Man stelle sich einen Politiker in Deutschland (oder einem anderen Land der Europäischen Union) vor, der
- offen ein reaktionäres Frauenbild vertritt,
- einen erpresserischen und von Drohungen geprägten Tonfall in die internationale Diplomatie einführt,
- einen Völkermord leugnet,
- den Abriss eines Denkmals anordnet, das für die Versöhnung der beiden durch den Völkermord entzweiten Nationen steht,
- sich immer wieder lobend über Diktatoren äußert.
Ein solcher deutscher Politiker würde in der Öffentlichkeit zweifellos als Rechtspopulist gelten. Dieselben Maßstäbe sind auch an Erdogan anzulegen, auf den alle die genannten Vorwürfe
zutreffen.
Wir fragen daher: Will man gerade hier in Deutschland ernsthaft einen Mann auszeichnen, den das Simon-Wiesenthal-Center auf seiner Liste der Antisemiten des Jahres 2011 auf Platz 2 gestellt hat und
der sich weigert, die Hamas als Terrororganisation einzustufen? Steht die deutsche Öffentlichkeit denn völlig unkritisch zu Erdogans Behauptung, Muslime könnten keinen Völkermord begehen? Hat man in
Deutschland bereits vergessen, dass Erdogan sich ohne jegliche Bedenken durch den libyschen Diktator mit dem Gaddafi-Menschenrechtspreis auszeichnen ließ und auch jetzt keinerlei Anlass sieht, diesen
Preis abzugeben? Auch im Hinblick auf den Zypernkonflikt erwies sich Erdogan (ähnlich wie im Falle der Armenier) stets als Scharfmacher und nicht als Versöhner.
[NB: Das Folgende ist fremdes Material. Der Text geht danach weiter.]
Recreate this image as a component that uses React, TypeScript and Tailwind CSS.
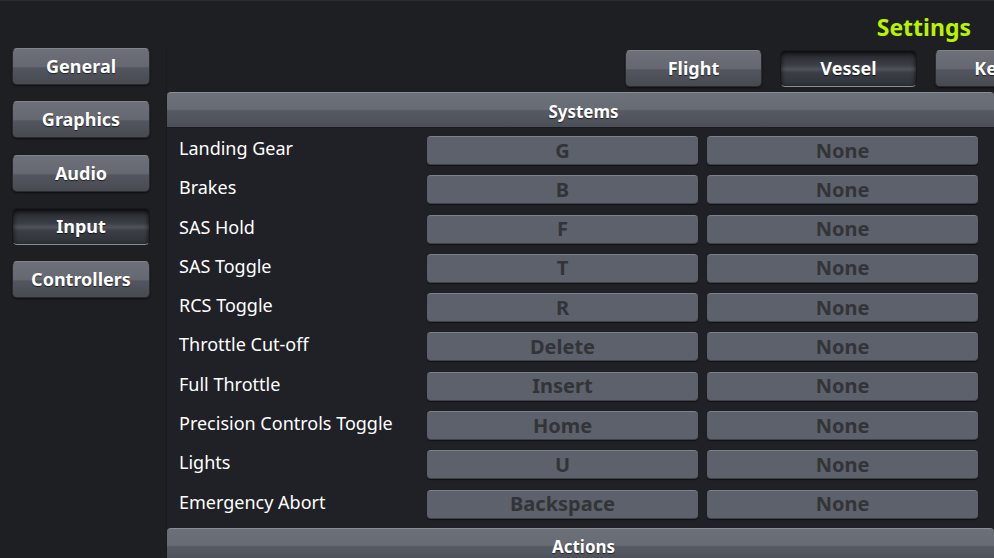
import React from "react";

const navItems = [
  { label: "General", active: false },
  { label: "Graphics", active: false },
  { label: "Audio", active: false },
  { label: "Input", active: true },
  { label: "Controllers", active: false },
];

const rows = [
  ["Landing Gear", "G"],
  ["Brakes", "B"],
  ["SAS Hold", "F"],
  ["SAS Toggle", "T"],
  ["RCS Toggle", "R"],
  ["Throttle Cut-off", "Delete"],
  ["Full Throttle", "Insert"],
  ["Precision Controls Toggle", "Home"],
  ["Lights", "U"],
  ["Emergency Abort", "Backspace"],
];

function Btn({ label, active, w }: { label: string; active: boolean; w: string }) {
  return active ? (
    <div
      className={`${w} h-[37px] shrink-0 rounded-[5px] flex items-center justify-center text-[18px] font-bold text-white border border-[#17181b] border-b-[#8a8d93] bg-[linear-gradient(to_bottom,#25272c_0%,#3a3d44_40%,#50535a_52%,#3b3e45_62%,#2f3238_100%)] shadow-[inset_0_2px_5px_rgba(0,0,0,0.85)] [text-shadow:0_1px_1px_rgba(0,0,0,0.7)]`}
    >
      {label}
    </div>
  ) : (
    <div
      className={`${w} h-[37px] shrink-0 rounded-[5px] flex items-center justify-center text-[18px] font-bold text-white border border-[#2a2b30] border-t-[#80838a] bg-[linear-gradient(to_bottom,#6d7078_0%,#656870_50%,#53565e_54%,#474a51_100%)] shadow-[0_1px_2px_rgba(0,0,0,0.6)] [text-shadow:0_1px_1px_rgba(0,0,0,0.6)]`}
    >
      {label}
    </div>
  );
}

function Header({ title }: { title: string }) {
  return (
    <div className="h-[36px] shrink-0 rounded-t-[4px] flex items-center justify-center pl-[6px] pt-[3px] text-[17px] font-bold text-white border-t border-[#8a8d93] border-b border-b-[#1a1b1e] bg-[linear-gradient(to_bottom,#6c7078_0%,#676b73_48%,#565a62_52%,#4b4e56_100%)] [text-shadow:0_1px_1px_rgba(0,0,0,0.6)]">
      {title}
    </div>
  );
}

function Key({ text }: { text: string }) {
  return (
    <div className="w-[271px] h-[29px] shrink-0 rounded-[4px] flex items-center justify-center text-[20px] font-bold text-[#333438] bg-[#5c616b] border-t border-[#7d8189] border-b border-b-[#3f4249] shadow-[0_1px_1px_rgba(0,0,0,0.5)]">
      {text}
    </div>
  );
}

export default function App() {
  return (
    <div
      className="w-[994px] h-[558px] overflow-hidden bg-[#1e1f23] flex flex-col border-t border-[#2c2d31]"
      style={{ fontFamily: '"Noto Sans", "Open Sans", sans-serif' }}
    >
      <div className="h-[47px] shrink-0 flex items-center justify-end pr-[23px] pt-[6px]">
        <span className="text-[23px] font-bold text-[#b8f300]">Settings</span>
      </div>
      <div className="flex flex-1 min-h-0">
        <div className="w-[167px] shrink-0 pl-[12px] flex flex-col gap-[16.3px] border-r border-[#1a1b1e]">
          {navItems.map((n) => (
            <Btn key={n.label} label={n.label} active={n.active} w="w-[138px]" />
          ))}
        </div>
        <div className="flex-1 min-w-0 flex flex-col">
          <div className="h-[44px] shrink-0 flex items-start gap-[18px] pl-[458px] pt-[2px] overflow-hidden">
            <Btn label="Flight" active={false} w="w-[137px]" />
            <Btn label="Vessel" active={true} w="w-[137px]" />
            <Btn label="Kerbal" active={false} w="w-[137px]" />
          </div>
          <Header title="Systems" />
          <div className="bg-[#202126] flex flex-col gap-[10.3px] pt-[8px] pb-[9px]">
            {rows.map(([label, key]) => (
              <div key={label} className="flex items-center h-[29px]">
                <div className="w-[260px] shrink-0 pl-[12px] text-[18px] text-white -mt-[4px] whitespace-nowrap">{label}</div>
                <Key text={key} />
                <div className="w-[9px] shrink-0" />
                <Key text="None" />
              </div>
            ))}
          </div>
          <Header title="Actions" />
        </div>
      </div>
    </div>
  );
}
Wenn in der Bundesrepublik Deutschland tatsächlich Recep Tayyip Erdogan mit diesem Preis und aus diesem Anlass ausgezeichnet werden soll und sich auch noch ein sozialdemokratischer Altbundeskanzler
für die Laudatio hergibt, dann besteht nicht nur die Gefahr, dass dieses Land sich lächerlich macht, sondern auch, dass die Integration in Deutschland um Jahre zurückgeworfen wird. Das falsche
Signal, das eine Auszeichnung Erdogans darstellen würde, gilt es zu verhindern. In diesem Sinne fordern wir auch alle Beteiligten auf, der Auszeichnung fernzubleiben.
Es gibt in der Türkei durchaus viele Menschen, die sich wirklich für Demokratie, Menschenrechte, Geschlechtergerechtigkeit und individuelle Freiheiten einsetzen. Einen dieser Menschen hätte man von
deutscher Seite mit einer Auszeichnung würdigen können - anstelle von Herrn Erdogan.